1. To liberate access to things by abolishing the control which persons and institutions now exercise over their educational values.
2. To liberate the sharing of skills by guaranteeing freedom to teach or exercise them on request.
3. To liberate the critical and creative resources of people by returning to individual persons the ability to call and hold meetings—an ability now increasingly monopolized by institutions which claim to speak for the people.
4. To liberate the individual from the obligation to shape his expectations to the services offered by any established profession—by providing him with the opportunity to draw on the experience of his peers and to entrust himself to the teacher, guide, adviser, or healer of his choice. Inevitably the deschooling of society will blur the distinctions between economics, education, and politics on which the stability of the present world order and the stability of nations now rest.


You can read Deschooling Society in its entirety, along with notes and discussion, at Wikiversity, something which Illich would surely have appreciated. The book prompted a subsequent debate in essay form with other educational thinkers of the time, including Neil Postman, published as After Deschooling, What?


A strange cartoon of a cat with recurring dreams of school buildings and Ivan Illich.


Ivan Illich, predicting Meetup and the internet:

“Tapes, retrieval systems, programmed instruction, and reproduction of shapes and sounds tend to reduce the need for recourse to human teachers of many skills; they increase the efficiency of teachers and the number of skills one can pick up in a lifetime. Parallel to this runs an increased need to meet people interested in enjoying the newly acquired skill. A student who has picked up Greek before her vacation would like to discuss in Greek Cretan politics when she returns. A Mexican in New York wants to find other readers of the paper Siempre — or of “Los Agachados,” the most popular comic book. Somebody else wants to meet peers who, like himself, would like to increase their interest in the work of James Baldwin or of Bolivar.

The operation of a peer-matching network would be simple. The user would identify himself by name and address and describe the activity for which he sought a peer. A computer would send him back the names and addresses of all those who had inserted the same description. It is amazing that such a simple utility has never been used on a broad scale for publicly valued activity.

In its most rudimentary form, communication between client and computer could be established by return mail. In big cities typewriter terminals could provide instantaneous responses. The only way to retrieve a name and address from the computer would be to list an activity for which a peer was sought. People using the system would become known only to their potential peers.

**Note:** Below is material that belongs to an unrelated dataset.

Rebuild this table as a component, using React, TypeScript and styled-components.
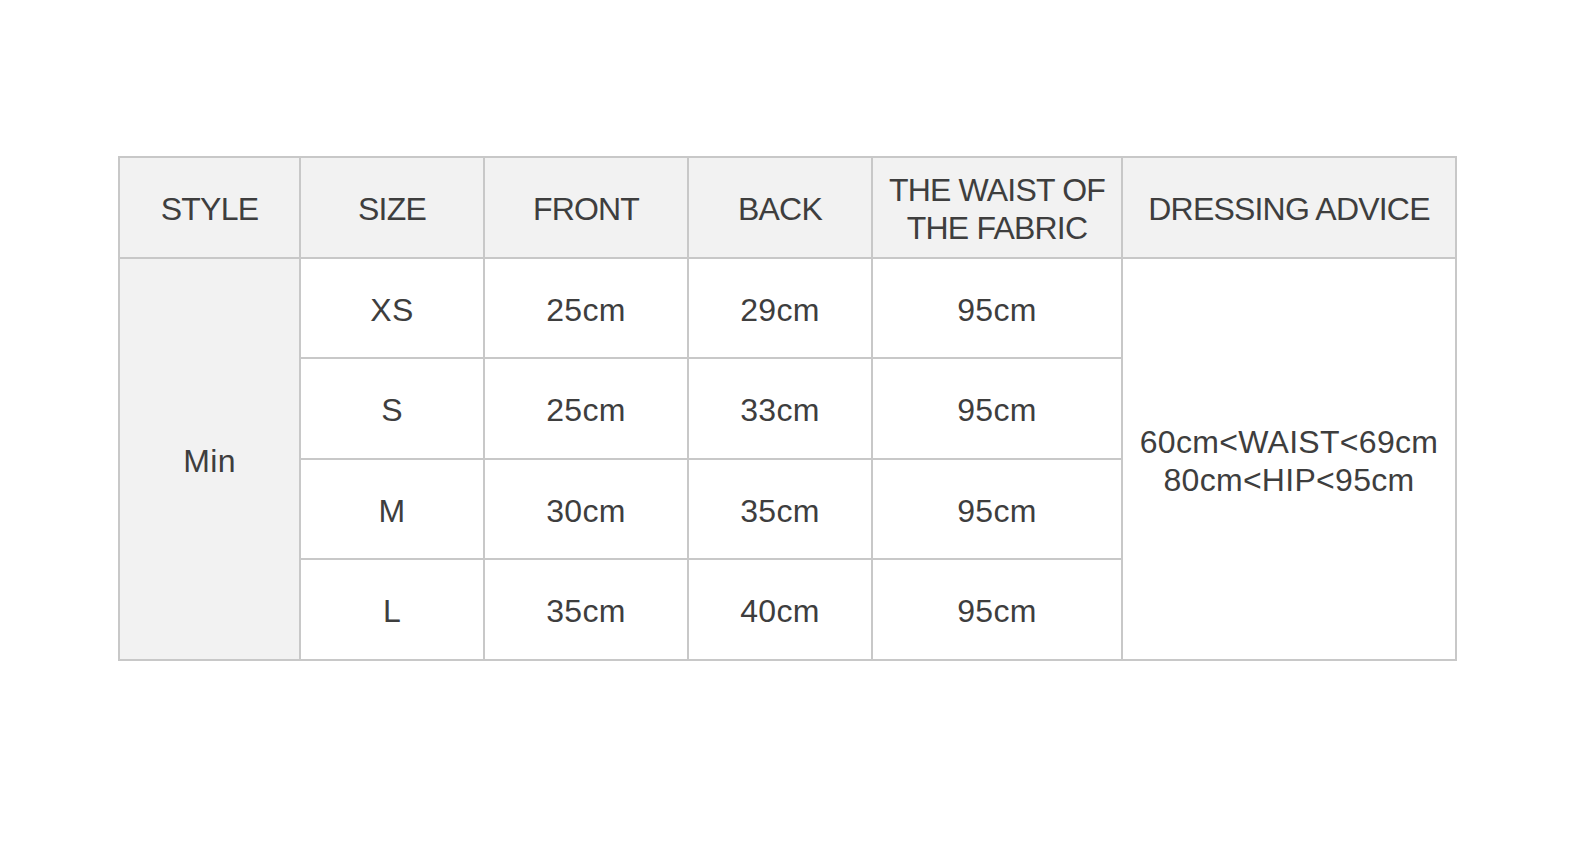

A complement to the computer could be a network of bulletin boards and classified newspaper ads, listing the activities for which the computer could not produce a match. No names would have to be given. Interested readers would then introduce their names into the system. A publicly supported peer-match network might be the only way to guarantee the right of free assembly and to train people in the exercise of this most fundamental civic activity.”